Monday, January 18, 2010

Afghanistan Heating Up

This piece of news, that of an attack yesterday by the Taliban on Kabul, should continue to remind everyone that attention needs to be paid to the complicated situation that continues to evolve in Afghanistan. From the LA Times:

Reporting from Kabul, Afghanistan - Taliban militants unleashed a carefully coordinated, deadly attack on the heart of Afghanistan's capital and its U.S.-backed government today, killing five people and injuring more than 70 in an attack that illustrated the insurgency's ability to strike at will at virtually any target.

The five-hour assualt, carried out by seven Taliban insurgents wielding AK-47 rifles, grenades, rocket launchers and suicide bomb vests, plunged downtown Kabul on a bustling workday morning into a state of war. Afghans shopping or heading to work screamed as they darted for cover while bursts of gunfire rang out overhead and explosions shook the downtown area.

In addition to the above news I have been disturbed recently by a kind cheerleading that some are engaged in over the decrease in number of civilians that the U.S. killed in 2009 in Afghanistan.

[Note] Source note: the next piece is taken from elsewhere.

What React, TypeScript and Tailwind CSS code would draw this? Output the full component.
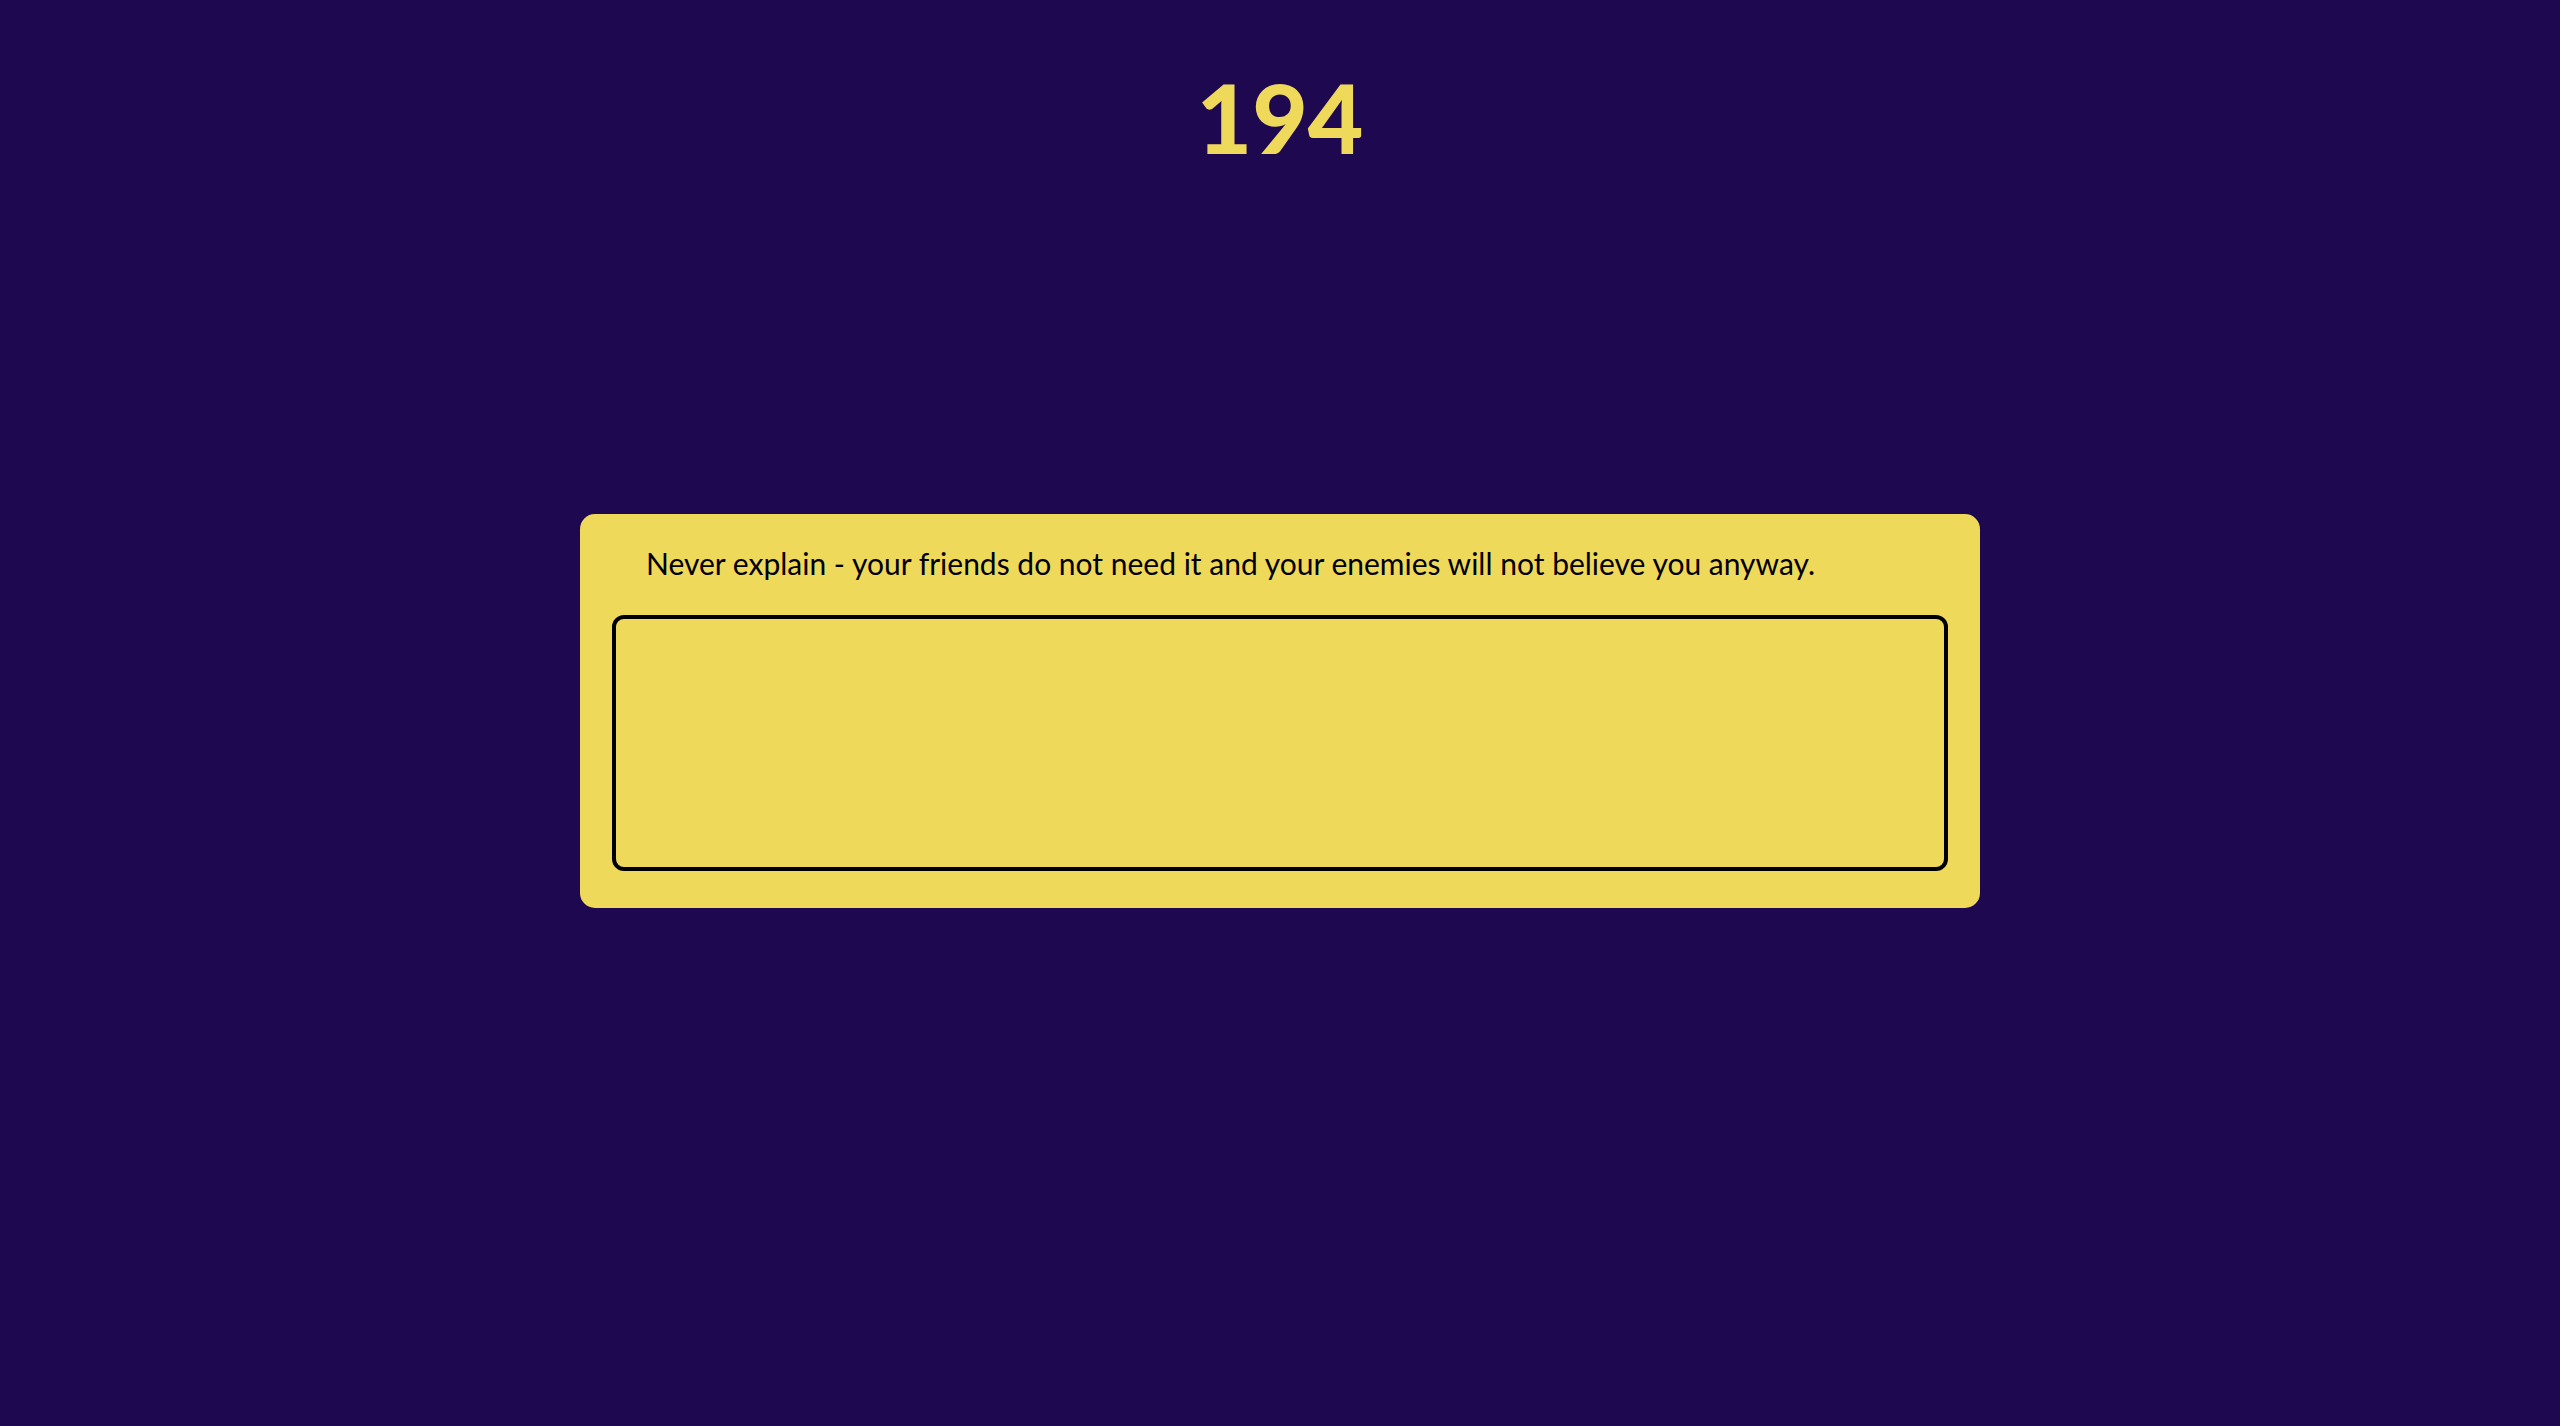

I think Derrick Crowe over at Firedoglake sums it up the best:

This sort of self-congratulation is as myopic as it is callous. The pro-Kabul-government coalition killed roughly 600 people whose right to life exists independent of the U.S.’s desire to eliminate Al-Qaida and the Taliban. Only the most idiotic messengers would cheer about this statistic in public. Imagine a man cheering that he only beat his wife six times this month compared to eight times last month. That’s what chief ISAF spokesman Col. Wayne Shanks means when he says, "Statistical kinds of things don’t play that well [in Afghanistan].” Journalists, bloggers and public officials who tout this statistic like it’s some sort of victory should have their pulses checked and their canines examined.